- Mabie Mabie
- Coordinates: 38°52′35″N 79°58′59″W﻿ / ﻿38.87639°N 79.98306°W
- Country: United States
- State: West Virginia
- County: Randolph
- Elevation: 2,251 ft (686 m)
- Time zone: UTC-5 (Eastern (EST))
- • Summer (DST): UTC-4 (EDT)
- ZIP code: 26278
- Area codes: 304 & 681
- GNIS feature ID: 1555016

= Mabie, West Virginia =

Mabie is an unincorporated community in Randolph County, West Virginia, United States. Mabie is 1.5 mi southwest of Womelsdorf (Coalton).
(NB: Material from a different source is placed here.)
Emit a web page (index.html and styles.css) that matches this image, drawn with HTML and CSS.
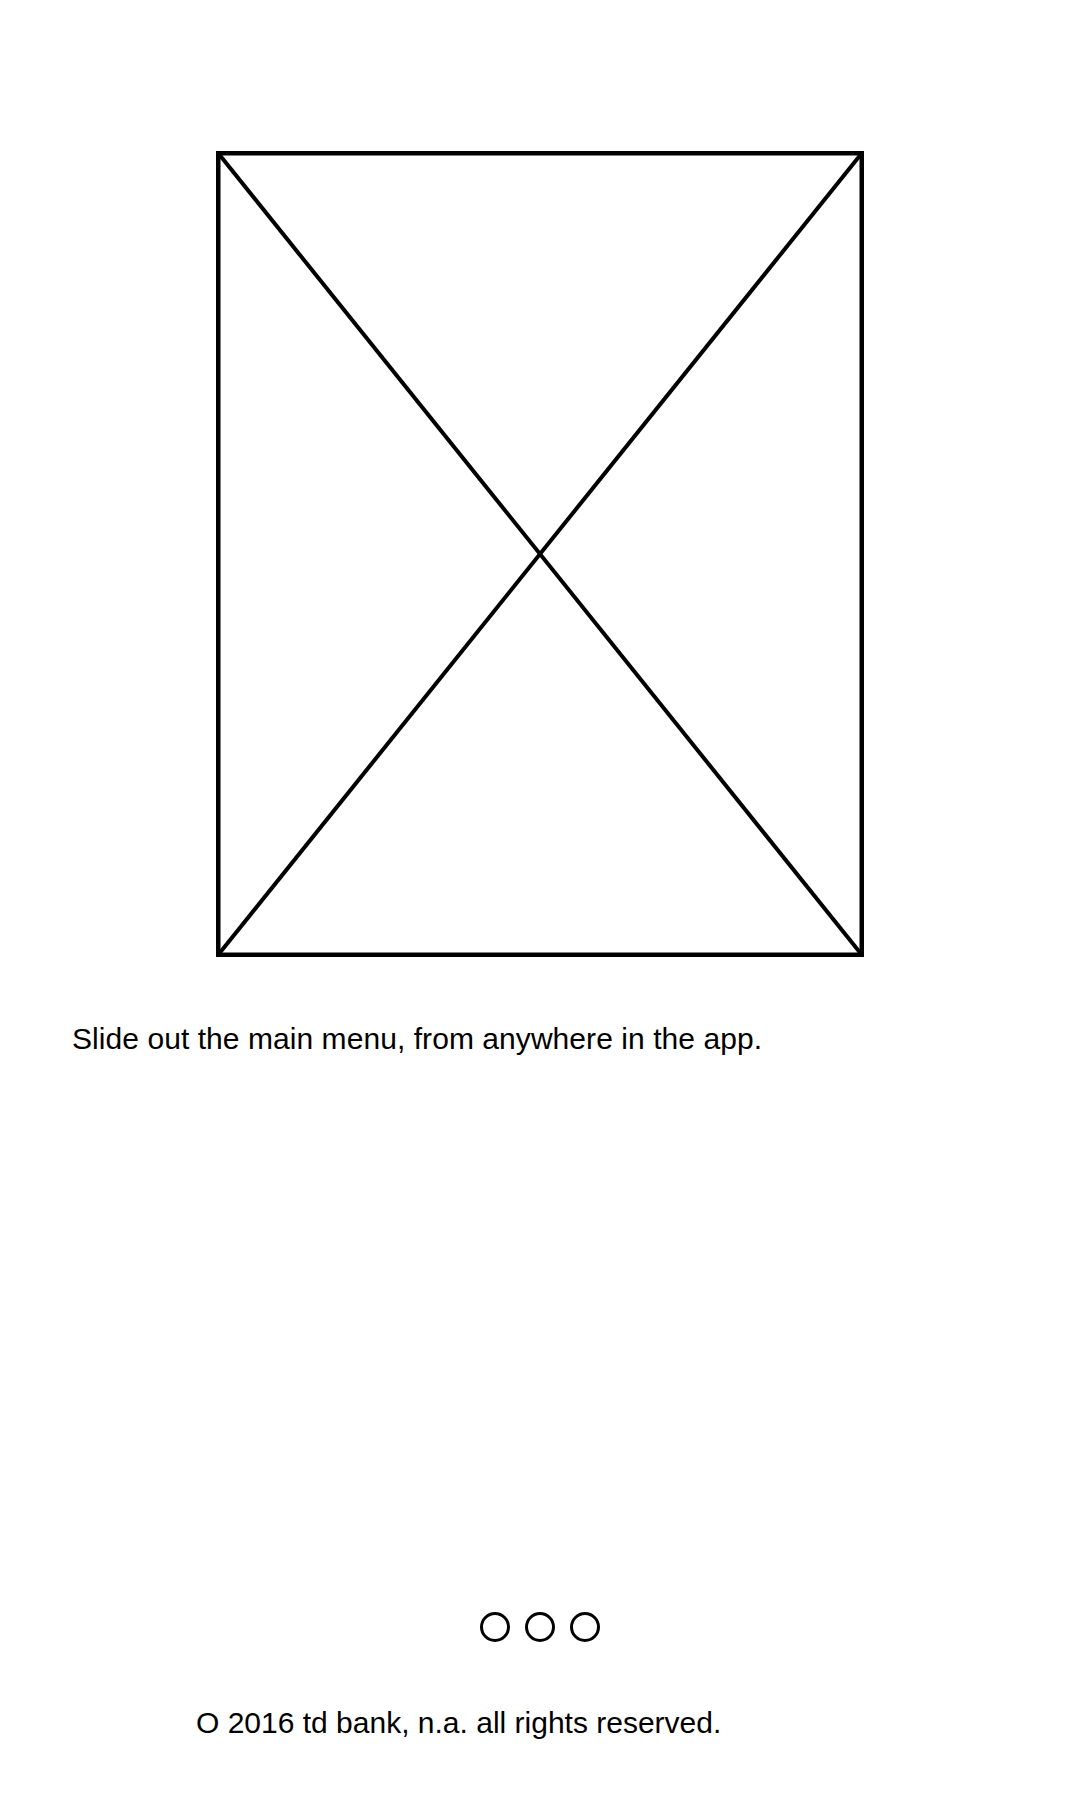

Mabie has a post office with ZIP code 26278. The town was originally named Roaring Creek after the stream that passes through the community, but the name was later changed to Mabie after W. H. Mabie built a sawmill there in 1897.

==History==

The first settlers arrived in the area beginning 1786 for the purpose of clearing the land for farming. Later, newcomers were drawn to the area by its vast timber and mineral resources. At one time, old growth forests with trees up to six or seven feet in diameter surrounded the community, and a seam of coal twelve feet thick was discovered in 1876. The original Staunton and Parkersburg Turnpike bisects the community before it crosses Rich Mountain.
The Battle of Rich Mountain was fought nearby on July 11, 1861.